Ray’s been back in a couple of times recently. When he arrives the front of house team find him and his dopey black lab a quiet seat out on the maelstrom that is our waiting room, and instead of the usual summoning by bells I actually get up and prowl the corridors to fetch them. Only the time before last there he was on his own.
The last time that happened it was because “Rockstar-dog” his first and dare I say prettier guide dog had succumbed to a coronary at the relatively spry age of ten. Since then he’s had “Dopey-dog”, who has been a faithful, if far more docile companion. So, with grim inevitability, I plant a size nine boot firmly in mouth by enquiring “What, no Rockstar-dog today?” Ray is of course far too much the gentleman to pull me up on my alarming faux pas, but gently says “No, Dopey-dog is out with my neighbour for a run...”

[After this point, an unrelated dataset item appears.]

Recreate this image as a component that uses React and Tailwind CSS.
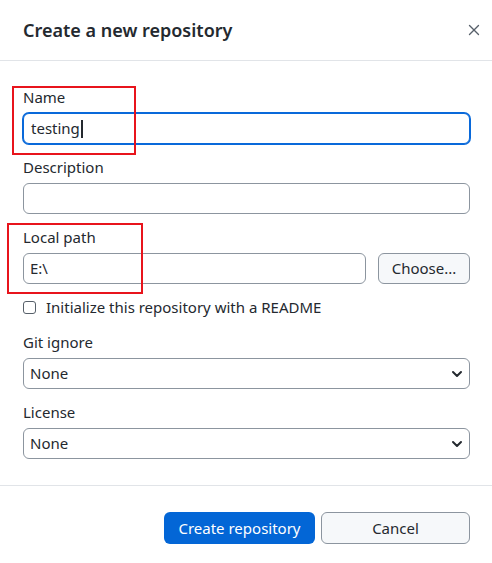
import { X, ChevronDown } from 'lucide-react';

const inputCls =
  'h-[31px] w-full rounded-md border border-[#8c959f] bg-white px-[6px] text-[15px] text-[#24292f] outline-none';

function Field({ label, children, className = '' }) {
  return (
    <div className={className}>
      <div className="h-5 text-[15px] leading-5 text-[#24292f]">{label}</div>
      <div className="mt-[6px]">{children}</div>
    </div>
  );
}

function Select({ value }) {
  return (
    <div className={`${inputCls} flex items-center justify-between`}>
      <span>{value}</span>
      <ChevronDown size={16} strokeWidth={3} className="mr-[-2px] text-[#24292f]" />
    </div>
  );
}

export default function App() {
  return (
    <div
      className="relative h-[563px] w-[492px] bg-white text-[#24292f]"
      style={{ fontFamily: '"Noto Sans", "Open Sans", sans-serif' }}
    >
      {/* header */}
      <div className="flex h-[61px] items-center justify-between border-b border-[#e1e4e8] pl-[23px] pr-[9px]">
        <h1 className="text-[18px] font-semibold text-[#24292f]">Create a new repository</h1>
        <X size={18} strokeWidth={1.8} className="text-[#57606a]" />
      </div>

      {/* form */}
      <div className="pl-[23px] pr-[22px] pt-[26px]">
        <Field label="Name">
          <div className={`${inputCls} flex items-center border-[#0969da] pl-[7px] shadow-[0_0_0_1px_#0969da]`}>
            testing
            <span className="ml-[1px] h-[18px] w-[2px] bg-[#24292f]" />
          </div>
        </Field>

        <Field label="Description" className="mt-[13px]">
          <div className={inputCls} />
        </Field>

        <Field label="Local path" className="mt-[13px]">
          <div className="flex gap-[12px]">
            <div className={`${inputCls} flex flex-1 items-center`}>E:\</div>
            <button className="h-[31px] w-[92px] rounded-md border border-[#8c959f] bg-[#f6f8fa] text-[15px] text-[#24292f]">
              Choose...
            </button>
          </div>
        </Field>

        <label className="mt-[13px] flex h-5 items-center gap-[10px] text-[15px]">
          <span className="h-[13px] w-[13px] rounded-[3px] border border-[#57606a] bg-white" />
          Initialize this repository with a README
        </label>

        <Field label="Git ignore" className="mt-[15px]">
          <Select value="None" />
        </Field>

        <Field label="License" className="mt-[13px]">
          <Select value="None" />
        </Field>
      </div>

      {/* footer */}
      <div className="mt-[26px] flex justify-end gap-[6px] border-t border-[#e1e4e8] pr-[22px] pt-[26px]">
        <button className="h-[32px] w-[151px] rounded-md bg-[#0366d6] text-[15px] text-white">
          Create repository
        </button>
        <button className="h-[32px] w-[149px] rounded-md border border-[#8c959f] bg-[#f6f8fa] text-[15px] text-[#24292f]">
          Cancel
        </button>
      </div>

      {/* red annotation boxes */}
      <div className="pointer-events-none absolute left-[12px] top-[86px] h-[69px] w-[124px] border-2 border-[#e8141c]" />
      <div className="pointer-events-none absolute left-[7px] top-[223px] h-[71px] w-[136px] border-2 border-[#e8141c]" />
    </div>
  );
}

Our consultation runs its course, he’s actually looking better now than last summer when he was experiencing problems with his meds, and as we finish and I’m walking him back to the pharmacy, we return to the subject of the absent Dopey. Apparently the neighbour purloins him now and again to prowl the perimeter of the local golf course, seeking out strays. Stray golf balls that is. It turns out the neighbour is a devotee of the “good walk spoiled”.
Happily the quote stays firmly in my head, as Ray inquires if I play myself. I have to sheepishly admit I do not. I know it’s something of a cardinal sin for a chap of my tender years and noble profession not to play, but I never really saw the point. At my admission Rays face lights up in recollection—“You really should you know, it’s a great game. I used to love it, back before the arthritis got me.”
Now Ray is almost to the day ten years my senior, and the arthritis well and truly got him a good three and a tad decades ago. Anything that sparks such an evidently joyful reaction on reminiscence can’t be all bad, can it? So now I’m beginning to wonder if I’m missing out on something. Not that I’m sure I’ve got the time for a new pursuit just now, but that’s another story.
And yes, Dopey-dog was back next visit, and still in need of guiding, by me, to my room, the room he’s been coming to four or five times a year for most of his adult life while he’s been “guiding” Ray. But it seems the both of them know their way around a golf course better than I’m ever likely to.